▸ **GIVEN ENTRIES**:
......

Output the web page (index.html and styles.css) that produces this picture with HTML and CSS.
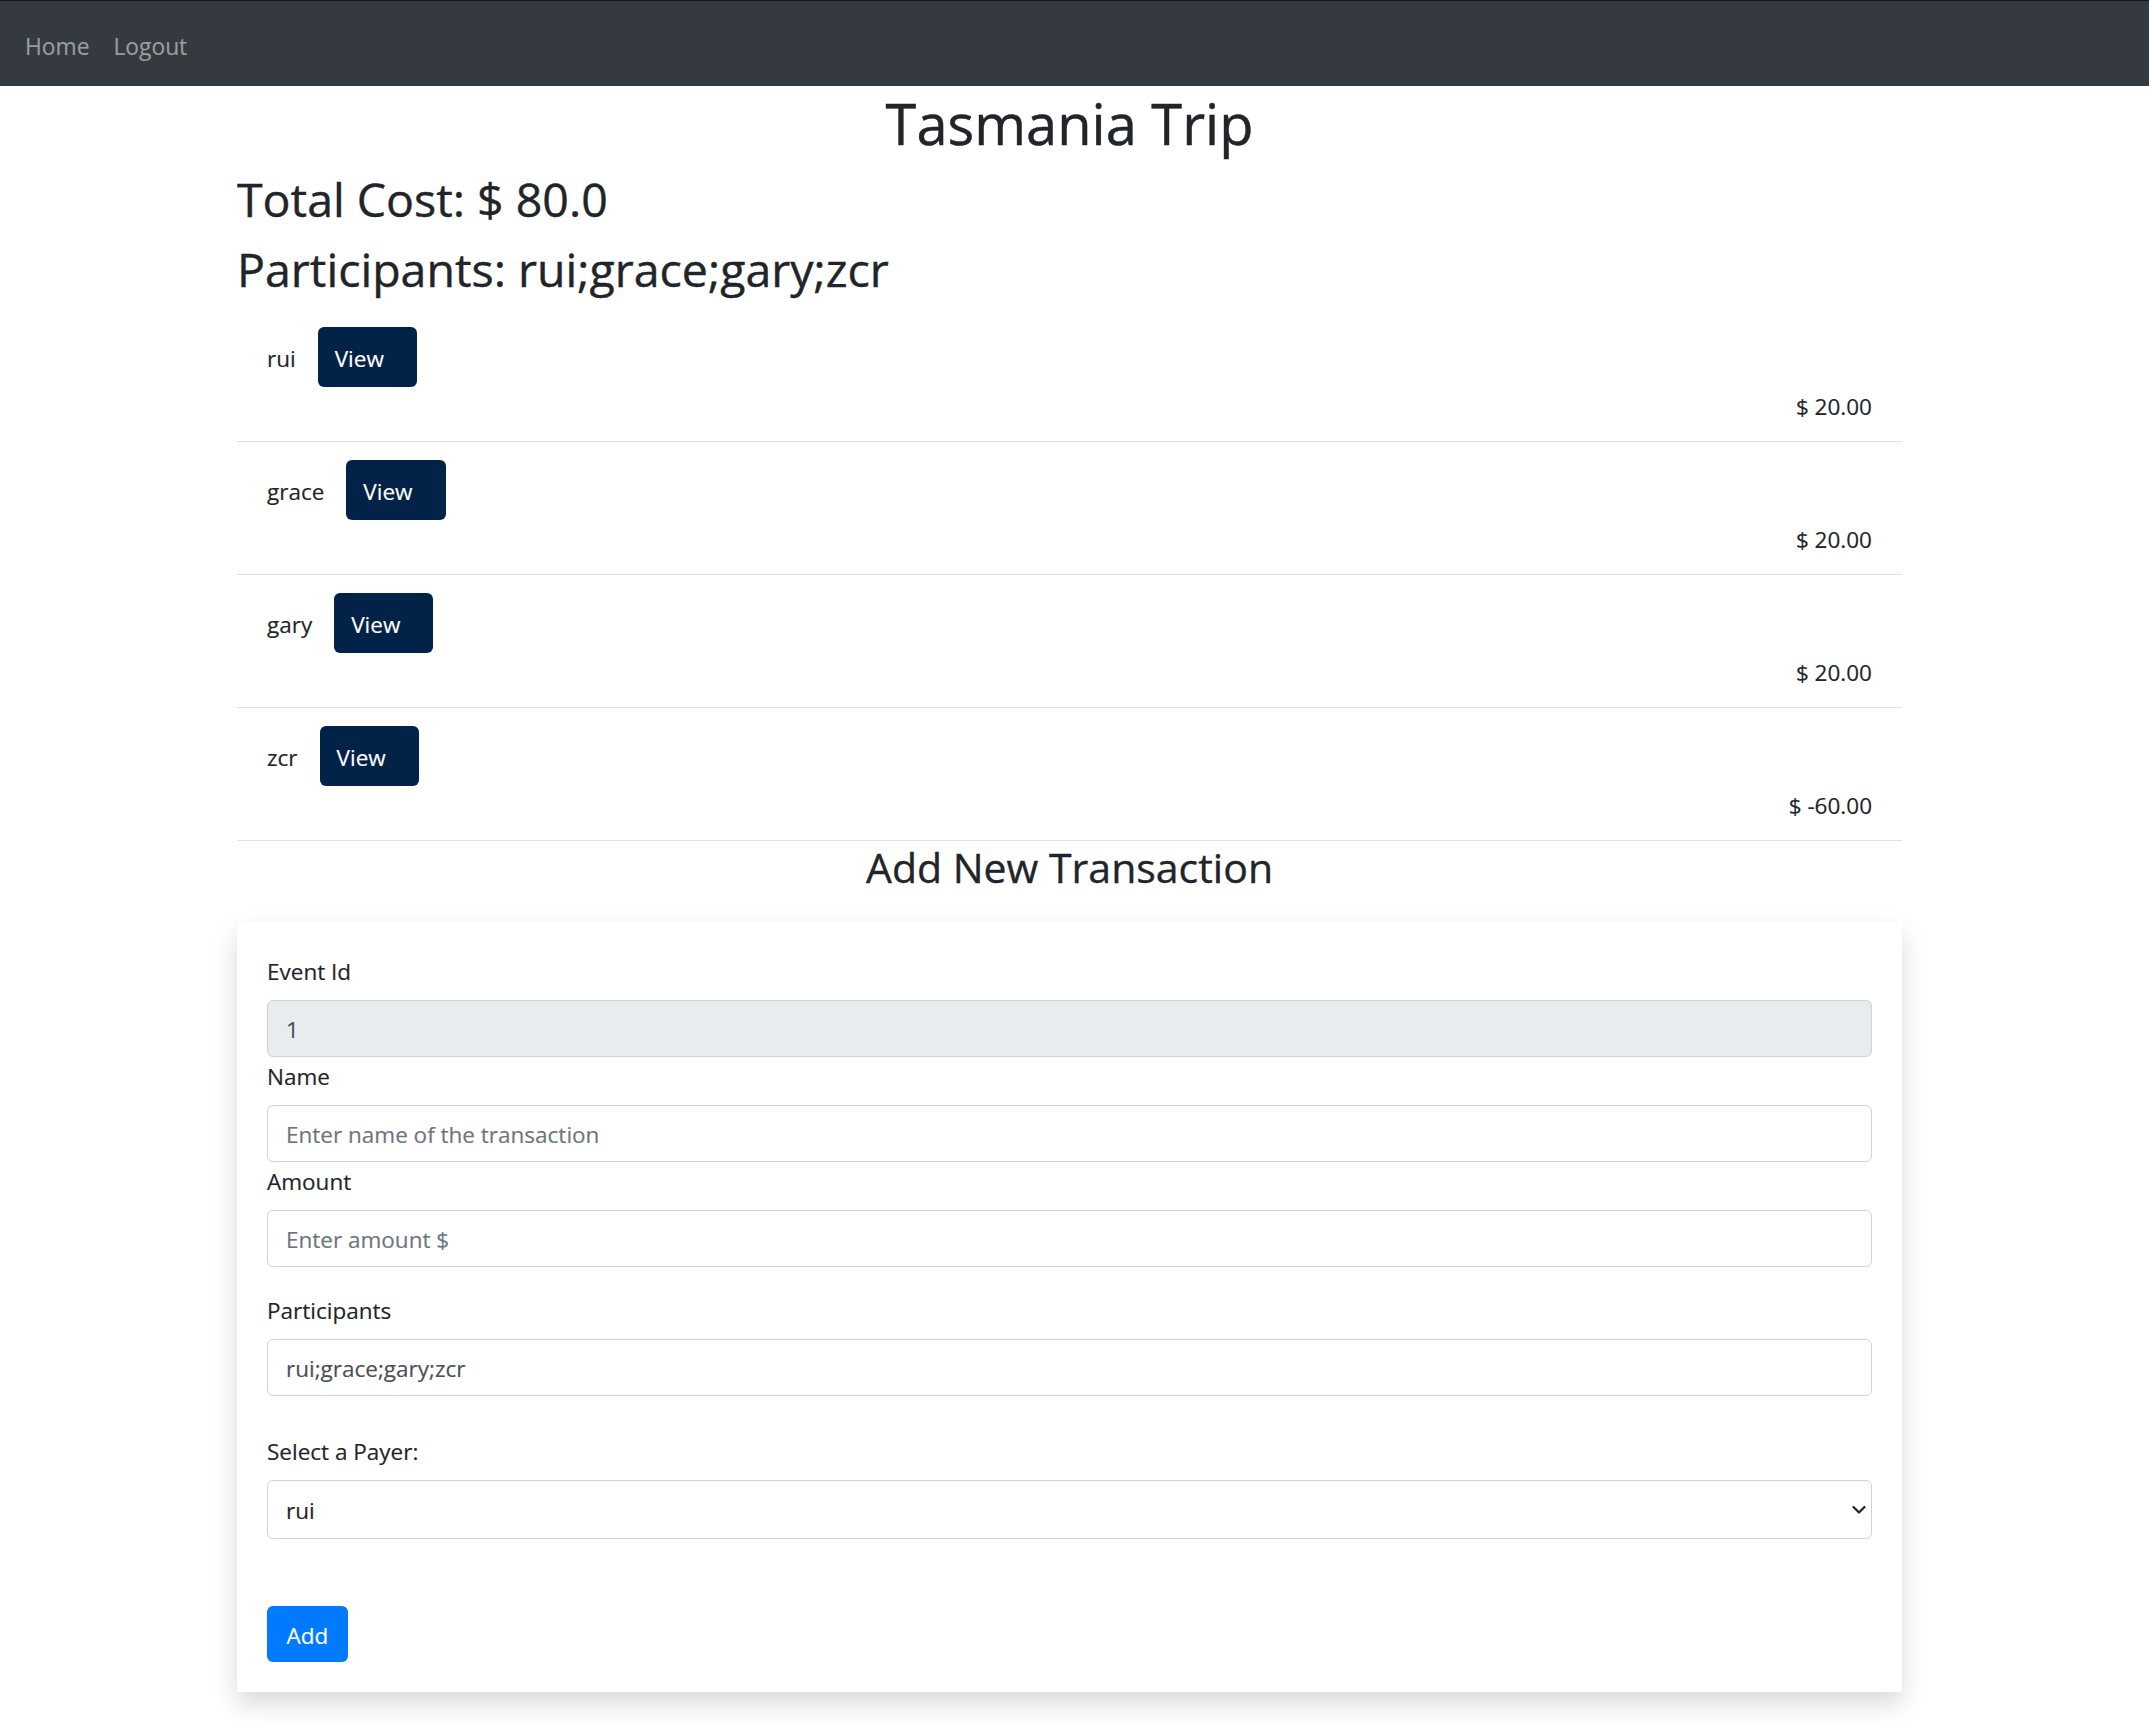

......

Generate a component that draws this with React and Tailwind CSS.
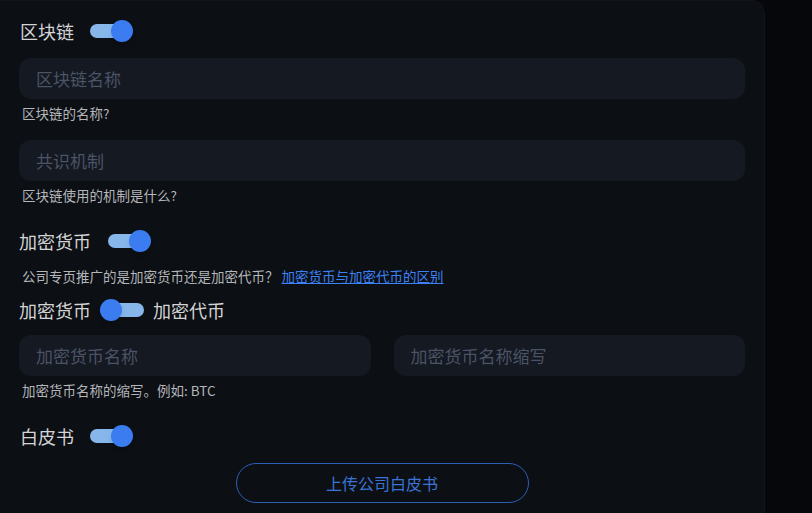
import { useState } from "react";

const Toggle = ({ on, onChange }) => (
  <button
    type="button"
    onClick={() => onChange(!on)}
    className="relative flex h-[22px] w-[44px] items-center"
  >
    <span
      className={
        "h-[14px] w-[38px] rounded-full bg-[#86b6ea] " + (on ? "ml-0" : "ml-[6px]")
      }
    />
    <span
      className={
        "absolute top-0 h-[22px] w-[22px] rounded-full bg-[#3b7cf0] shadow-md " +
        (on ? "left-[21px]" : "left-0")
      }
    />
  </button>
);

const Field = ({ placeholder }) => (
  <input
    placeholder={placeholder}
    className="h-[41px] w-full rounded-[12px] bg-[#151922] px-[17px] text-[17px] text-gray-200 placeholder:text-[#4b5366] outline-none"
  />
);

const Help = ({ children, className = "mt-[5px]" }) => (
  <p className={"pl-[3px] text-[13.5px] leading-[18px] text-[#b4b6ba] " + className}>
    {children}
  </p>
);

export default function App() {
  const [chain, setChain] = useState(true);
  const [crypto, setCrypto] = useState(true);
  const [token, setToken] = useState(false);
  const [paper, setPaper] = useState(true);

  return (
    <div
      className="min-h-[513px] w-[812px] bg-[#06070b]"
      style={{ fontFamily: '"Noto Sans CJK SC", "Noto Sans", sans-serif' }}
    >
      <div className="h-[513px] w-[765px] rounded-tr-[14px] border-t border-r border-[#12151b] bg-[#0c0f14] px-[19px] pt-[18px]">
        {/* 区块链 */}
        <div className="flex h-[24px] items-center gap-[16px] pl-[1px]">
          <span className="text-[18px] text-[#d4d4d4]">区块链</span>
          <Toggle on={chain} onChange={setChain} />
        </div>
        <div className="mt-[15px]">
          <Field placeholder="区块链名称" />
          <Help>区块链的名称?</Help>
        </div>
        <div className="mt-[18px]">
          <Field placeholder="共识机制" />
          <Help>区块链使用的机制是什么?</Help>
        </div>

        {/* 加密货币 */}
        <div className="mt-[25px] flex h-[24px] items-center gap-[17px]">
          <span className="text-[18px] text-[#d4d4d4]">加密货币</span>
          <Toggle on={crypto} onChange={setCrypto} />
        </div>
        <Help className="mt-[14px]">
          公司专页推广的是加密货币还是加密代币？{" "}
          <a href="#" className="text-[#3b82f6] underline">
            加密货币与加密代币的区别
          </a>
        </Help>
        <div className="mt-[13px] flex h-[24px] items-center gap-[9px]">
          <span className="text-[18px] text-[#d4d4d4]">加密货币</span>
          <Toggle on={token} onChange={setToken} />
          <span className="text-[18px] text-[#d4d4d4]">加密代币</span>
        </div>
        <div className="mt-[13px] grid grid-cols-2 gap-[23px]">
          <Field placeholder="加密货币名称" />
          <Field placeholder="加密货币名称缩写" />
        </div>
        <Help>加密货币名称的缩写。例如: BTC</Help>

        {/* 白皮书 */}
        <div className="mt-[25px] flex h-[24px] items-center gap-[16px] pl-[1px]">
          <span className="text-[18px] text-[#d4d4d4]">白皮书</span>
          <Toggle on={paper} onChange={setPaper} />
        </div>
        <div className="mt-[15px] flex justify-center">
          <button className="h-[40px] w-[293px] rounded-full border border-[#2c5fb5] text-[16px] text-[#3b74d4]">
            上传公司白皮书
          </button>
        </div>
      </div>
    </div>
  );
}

......

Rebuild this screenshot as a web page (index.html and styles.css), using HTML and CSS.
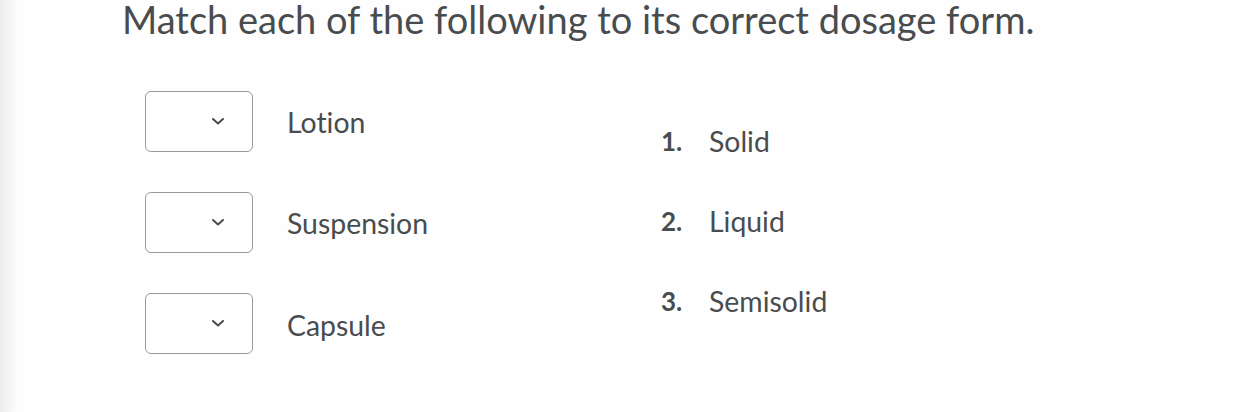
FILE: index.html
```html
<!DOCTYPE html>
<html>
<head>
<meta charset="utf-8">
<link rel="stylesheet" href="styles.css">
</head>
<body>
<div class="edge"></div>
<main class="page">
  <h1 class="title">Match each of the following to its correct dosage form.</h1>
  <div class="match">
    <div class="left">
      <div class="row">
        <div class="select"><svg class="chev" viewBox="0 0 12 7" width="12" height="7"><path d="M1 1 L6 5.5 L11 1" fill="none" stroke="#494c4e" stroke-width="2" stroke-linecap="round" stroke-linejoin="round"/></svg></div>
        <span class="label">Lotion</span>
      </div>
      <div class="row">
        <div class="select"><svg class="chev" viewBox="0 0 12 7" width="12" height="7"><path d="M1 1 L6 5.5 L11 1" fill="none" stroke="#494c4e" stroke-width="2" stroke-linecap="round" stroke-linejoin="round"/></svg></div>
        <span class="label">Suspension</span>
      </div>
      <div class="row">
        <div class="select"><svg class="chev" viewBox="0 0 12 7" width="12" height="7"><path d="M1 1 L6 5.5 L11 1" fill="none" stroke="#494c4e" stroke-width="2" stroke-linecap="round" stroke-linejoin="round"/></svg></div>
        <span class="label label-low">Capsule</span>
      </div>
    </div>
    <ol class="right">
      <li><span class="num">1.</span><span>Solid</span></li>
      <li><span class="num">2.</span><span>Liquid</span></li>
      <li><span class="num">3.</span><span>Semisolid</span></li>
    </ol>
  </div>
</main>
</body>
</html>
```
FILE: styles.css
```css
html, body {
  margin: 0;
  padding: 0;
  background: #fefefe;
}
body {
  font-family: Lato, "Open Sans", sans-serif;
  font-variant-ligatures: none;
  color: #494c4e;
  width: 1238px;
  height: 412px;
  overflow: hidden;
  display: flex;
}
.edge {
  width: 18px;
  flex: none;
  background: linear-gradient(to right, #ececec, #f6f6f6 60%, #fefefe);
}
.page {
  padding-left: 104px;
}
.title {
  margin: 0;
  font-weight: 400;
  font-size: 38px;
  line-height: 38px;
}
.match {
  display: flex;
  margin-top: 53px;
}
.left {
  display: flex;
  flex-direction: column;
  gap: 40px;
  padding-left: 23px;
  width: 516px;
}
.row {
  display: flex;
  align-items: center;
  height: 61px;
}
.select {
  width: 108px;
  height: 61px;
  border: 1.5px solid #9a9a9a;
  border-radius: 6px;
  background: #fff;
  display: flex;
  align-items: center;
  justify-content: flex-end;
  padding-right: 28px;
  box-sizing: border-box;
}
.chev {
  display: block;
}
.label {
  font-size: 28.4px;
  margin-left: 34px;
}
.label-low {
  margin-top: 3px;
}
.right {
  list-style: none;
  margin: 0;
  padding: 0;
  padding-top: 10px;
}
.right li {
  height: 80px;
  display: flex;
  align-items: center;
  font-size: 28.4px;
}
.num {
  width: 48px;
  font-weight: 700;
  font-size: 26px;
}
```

......

▸ **PROBLEM STATEMENT**:
Identify all lines in the records above with the word "index".

▸ **RESULT OF THIS TASK**:
Output the web page (index.html and styles.css) that produces this picture with HTML and CSS.
Rebuild this screenshot as a web page (index.html and styles.css), using HTML and CSS.
FILE: index.html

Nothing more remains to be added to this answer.